Lejos de lamentar, celebro que las instituciones colombianas hayan contenido los afanes continuistas del presidente Álvaro Uribe.
Me cuento entre sus admiradores y se que tiene más que merecido el envidiable porcentaje de popularidad con el que se despedirá del poder. Ha sido un gobernante con logros muy importantes, entre los que destaca la devolución de un clima de sosiego, paz y seguridad a las familias colombianas.
Los números con los que se mudará del Palacio de Neriño a su residencia familiar son una meta que debe perseguir todo gobernante, porque los países no progresan sustituyendo presidentes que los desalojan del poder por ineficientes, insensibles, corruptos e impopulares, se desarrollan con mandatarios que se retiran con el mayor grado de aprecio por parte de unos electores que experimenten la sensación de no haber sido defraudados.
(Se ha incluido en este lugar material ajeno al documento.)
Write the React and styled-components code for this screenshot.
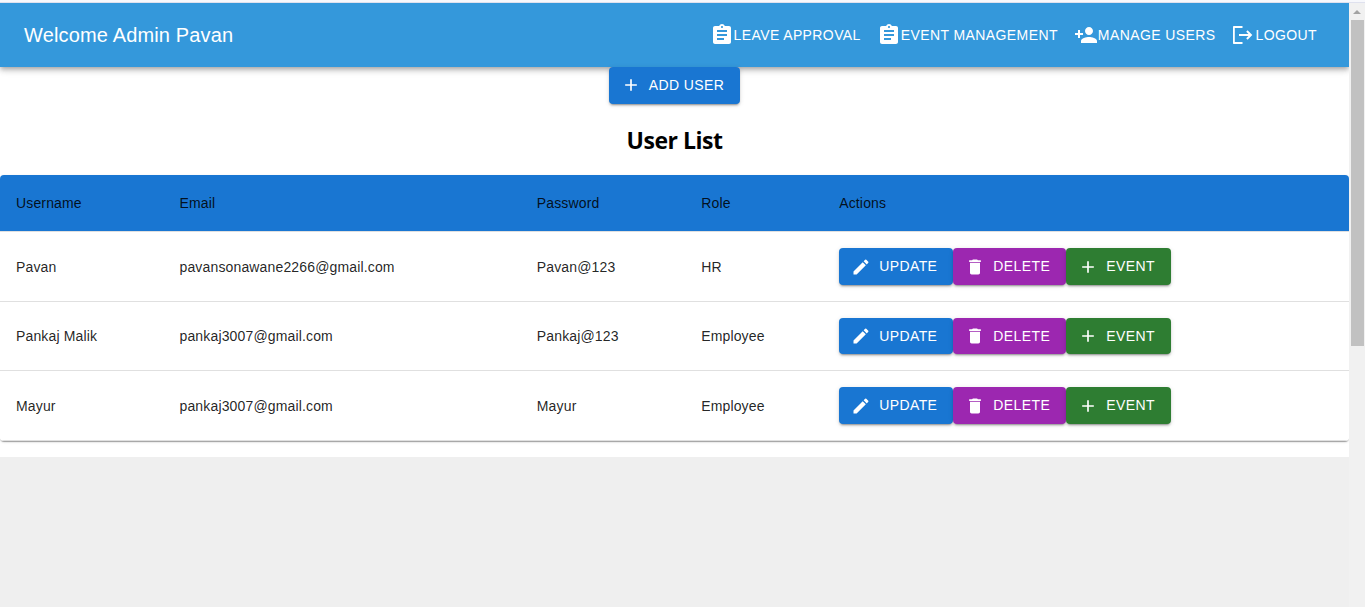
import React from "react";
import styled, { createGlobalStyle } from "styled-components";

const GlobalStyle = createGlobalStyle`
  * { box-sizing: border-box; }
  body {
    margin: 0;
    background: #efefef;
    font-family: "Liberation Sans", Arial, Helvetica, sans-serif;
    overflow: hidden;
  }
`;

const Window = styled.div`
  display: flex;
  flex-direction: column;
  height: 607px;
`;

const TopEdge = styled.div`
  flex: none;
  height: 3px;
  background: #f7f8fc;
  border-bottom: 1px solid #dfe1ee;
`;

const Viewport = styled.div`
  display: flex;
  flex: 1;
  min-height: 0;
`;

const Page = styled.div`
  flex: 1;
  min-width: 0;
  overflow: hidden;
`;

const Content = styled.main`
  display: flex;
  flex-direction: column;
  align-items: center;
  height: 390px;
  background: #fff;
`;

const AppBar = styled.header`
  display: flex;
  align-items: center;
  justify-content: space-between;
  height: 64px;
  padding: 0 24px;
  color: #fff;
  background: #3498db;
  box-shadow: 0 2px 4px -1px rgba(0, 0, 0, 0.2), 0 4px 5px 0 rgba(0, 0, 0, 0.14),
    0 1px 10px 0 rgba(0, 0, 0, 0.12);
  position: relative;
`;

const Title = styled.div`
  font-size: 20px;
  line-height: 32px;
  letter-spacing: 0.15px;
`;

const Nav = styled.nav`
  display: flex;
`;

const NavButton = styled.button`
  display: flex;
  align-items: center;
  padding: 6px 8px;
  border: 0;
  background: none;
  color: inherit;
  font: 14px/24.5px "Liberation Sans", Arial, sans-serif;
  letter-spacing: 0.4px;
  text-transform: uppercase;
  white-space: nowrap;
`;

const Button = styled.button`
  display: inline-flex;
  align-items: center;
  height: 36.5px;
  padding: 6px 16px 6px 12px;
  gap: 8px;
  border: 0;
  border-radius: 4px;
  color: #fff;
  background: ${(p) => p.$color};
  box-shadow: 0 3px 1px -2px rgba(0, 0, 0, 0.2), 0 2px 2px 0 rgba(0, 0, 0, 0.14),
    0 1px 5px 0 rgba(0, 0, 0, 0.12);
  font: 14px/24.5px "Liberation Sans", Arial, sans-serif;
  letter-spacing: 0.4px;
  text-transform: uppercase;
  white-space: nowrap;
  position: relative;
`;

const Svg = styled.svg`
  display: block;
  flex: none;
  width: ${(p) => p.$size}px;
  height: ${(p) => p.$size}px;
  fill: currentColor;
`;

const Heading = styled.h2`
  margin: 20.92px 0 18.92px;
  font: 700 23px/32px "Open Sans", "Noto Sans", sans-serif;
  letter-spacing: -0.5px;
  color: #000;
`;

const Paper = styled.div`
  flex: none;
  width: 100%;
  border-radius: 4px;
  background: #fff;
  overflow: hidden;
  box-shadow: 0 2px 1px -1px rgba(0, 0, 0, 0.2), 0 1px 1px 0 rgba(0, 0, 0, 0.14),
    0 1px 3px 0 rgba(0, 0, 0, 0.12);
`;

const Row = styled.div`
  display: grid;
  grid-template-columns: 163.5px 357.3px 164.4px 138px 1fr;
  align-items: center;
  height: ${(p) => (p.$head ? 57 : 69.5)}px;
  border-bottom: 1px solid #e0e0e0;
  background: ${(p) => (p.$head ? "#1976d2" : "#fff")};
`;

const Cell = styled.div`
  padding: 0 16px;
  font-size: 14px;
  line-height: 20px;
  letter-spacing: 0.15px;
  color: rgba(0, 0, 0, 0.87);
  white-space: nowrap;
`;

const Actions = styled(Cell)`
  display: flex;
`;

const Scrollbar = styled.div`
  flex: none;
  display: flex;
  flex-direction: column;
  align-items: center;
  width: 16px;
  background: #f1f1f1;
`;

const ScrollArrow = styled.div`
  width: 0;
  height: 0;
  margin: 7px 0 6px;
  border: 4px solid transparent;
  border-top: 0;
  border-bottom-color: #a3a3a3;
`;

const ScrollThumb = styled.div`
  width: 13px;
  height: 326px;
  background: #c1c1c1;
`;

const paths = {
  clipboard:
    "M19 3h-4.18C14.4 1.84 13.3 1 12 1c-1.3 0-2.4.84-2.82 2H5c-1.1 0-2 .9-2 2v14c0 1.1.9 2 2 2h14c1.1 0 2-.9 2-2V5c0-1.1-.9-2-2-2m-7 0c.55 0 1 .45 1 1s-.45 1-1 1-1-.45-1-1 .45-1 1-1m2 14H7v-2h7zm3-4H7v-2h10zm0-4H7V7h10z",
  person:
    "M15 12c2.21 0 4-1.79 4-4s-1.79-4-4-4-4 1.79-4 4 1.79 4 4 4m-9-2V7H4v3H1v2h3v3h2v-3h3v-2zm9 4c-2.67 0-8 1.34-8 4v2h16v-2c0-2.66-5.33-4-8-4",
  logout:
    "M11.5 3H3c-.6 0-1 .4-1 1v16c0 .6.4 1 1 1h8.5v-2H3.8V5h7.7zM16.6 7.3l-1.4 1.4 2.3 2.3H8v2h9.5l-2.3 2.3 1.4 1.4 4.7-4.7z",
  add: "M19 13h-6v6h-2v-6H5v-2h6V5h2v6h6z",
  edit:
    "M3 17.25V21h3.75L17.81 9.94l-3.75-3.75zM20.71 7.04c.39-.39.39-1.02 0-1.41l-2.34-2.34a.9959.9959 0 0 0-1.41 0l-1.83 1.83 3.75 3.75z",
  delete: "M6 19c0 1.1.9 2 2 2h8c1.1 0 2-.9 2-2V7H6zM19 4h-3.5l-1-1h-5l-1 1H5v2h14z",
};

const Icon = ({ name, size = 20 }) => (
  <Svg $size={size} viewBox="0 0 24 24" aria-hidden="true">
    <path d={paths[name]} />
  </Svg>
);

const links = [
  ["clipboard", "Leave Approval"],
  ["clipboard", "Event Management"],
  ["person", "Manage Users"],
  ["logout", "Logout"],
];

const users = [
  ["Pavan", "pavansonawane2266@gmail.com", "Pavan@123", "HR"],
  ["Pankaj Malik", "pankaj3007@gmail.com", "Pankaj@123", "Employee"],
  ["Mayur", "pankaj3007@gmail.com", "Mayur", "Employee"],
];

export default function App() {
  return (
    <>
      <GlobalStyle />
      <Window>
        <TopEdge />
        <Viewport>
          <Page>
            <AppBar>
              <Title>Welcome Admin Pavan</Title>
              <Nav>
                {links.map(([icon, label]) => (
                  <NavButton key={label}>
                    <Icon name={icon} size={24} />
                    {label}
                  </NavButton>
                ))}
              </Nav>
            </AppBar>
            <Content>
              <Button $color="#1976d2">
                <Icon name="add" />
                Add User
              </Button>
              <Heading>User List</Heading>
              <Paper>
                <Row $head>
                  {["Username", "Email", "Password", "Role", "Actions"].map((h) => (
                    <Cell key={h}>{h}</Cell>
                  ))}
                </Row>
                {users.map((user) => (
                  <Row key={user[0]}>
                    {user.map((value) => (
                      <Cell key={value}>{value}</Cell>
                    ))}
                    <Actions>
                      <Button $color="#1976d2">
                        <Icon name="edit" />
                        Update
                      </Button>
                      <Button $color="#9c27b0">
                        <Icon name="delete" />
                        Delete
                      </Button>
                      <Button $color="#2e7d32">
                        <Icon name="add" />
                        Event
                      </Button>
                    </Actions>
                  </Row>
                ))}
              </Paper>
            </Content>
          </Page>
          <Scrollbar>
            <ScrollArrow />
            <ScrollThumb />
          </Scrollbar>
        </Viewport>
      </Window>
    </>
  );
}
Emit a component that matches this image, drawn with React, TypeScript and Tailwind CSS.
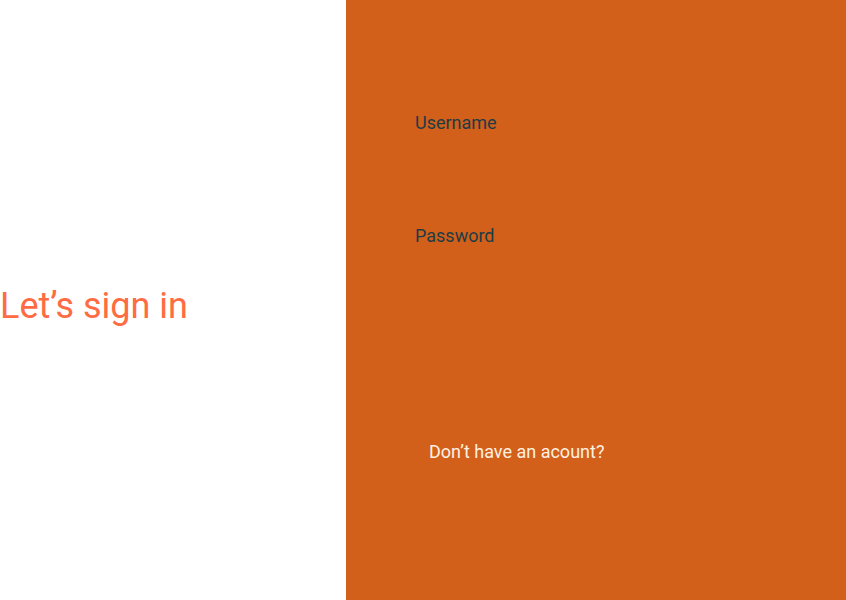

Los frenos institucionales al continuismo indefinido no le han hecho daño a las instituciones democráticas, por el contrario, que las instituciones estadounidenses establecieran que un presidente no debería tener más de dos períodos, aunque fuera tan bueno como Franklin Delano Roosevelt, es lo que ha matizado las posibilidades que tiene ese país de reinvento de sus liderazgos.
Si Bill Clinton con toda su popularidad, no hubiese tenido los frenos institucionales, no habría habido espacio para el desarrollo de un liderazgo como el de Barack Oboma; si Fernando Henríquez Cardoso no hubiese tenido la contención institucional en Brasil, el electorado brasileño no habría tenido el horizonte despejado para mirar hacia un candidato que se presentó en varias oportunidades, pero al que la mayoría eran indiferentes: Luís Inacio Lula da Silva: que ha resultado un presidente con altísimos niveles de popularidad, pero que ni por asomo se la ha ocurrido un bateo y corrido; Si Ricardo Lagos, que concluyó con niveles muy altos de popularidad, no hubiese tenido el freno institucional, no surge la doctora Michel Bachelet que concluyó con una popularidad encaramada en las nubes, pero que tampoco podía inventar; si la reforma constitucional de 1994 no le pone un muro de contención a Joaquín Balaguer, en las elecciones de 1996 no hubiese aparecido el escenario propicio para que el país descubriera el carisma del doctor Leonel Fernández, que debe ser contado sin apasionamientos entre los mejores gobernantes que ha tenido el país.
Pero muy aparte de esa diferencia, entiendo que el país debe celebrar el prestigio del que se ha hecho merecedor su presidente, en la escena internacional.
Algunos creen que por gobernar un país de múltiples carencias, un presidente como el doctor Leonel Fernández no debería estar cumpliendo las grandes misiones que les han sido encomendadas, como la de mediador para reducir las tensiones entre Venezuela y Colombia, o la misión en la Cumbre de Río, para pacificar la región después del conflicto entre Colombia y Ecuador; o su rol para la creación de un clima de distensión en Honduras; o su papel en la comunidad internacional para propiciar la reconstrucción de Haití.
Ese liderazgo regional del presidente Fernández no nos quita nada, y nos suma mucho.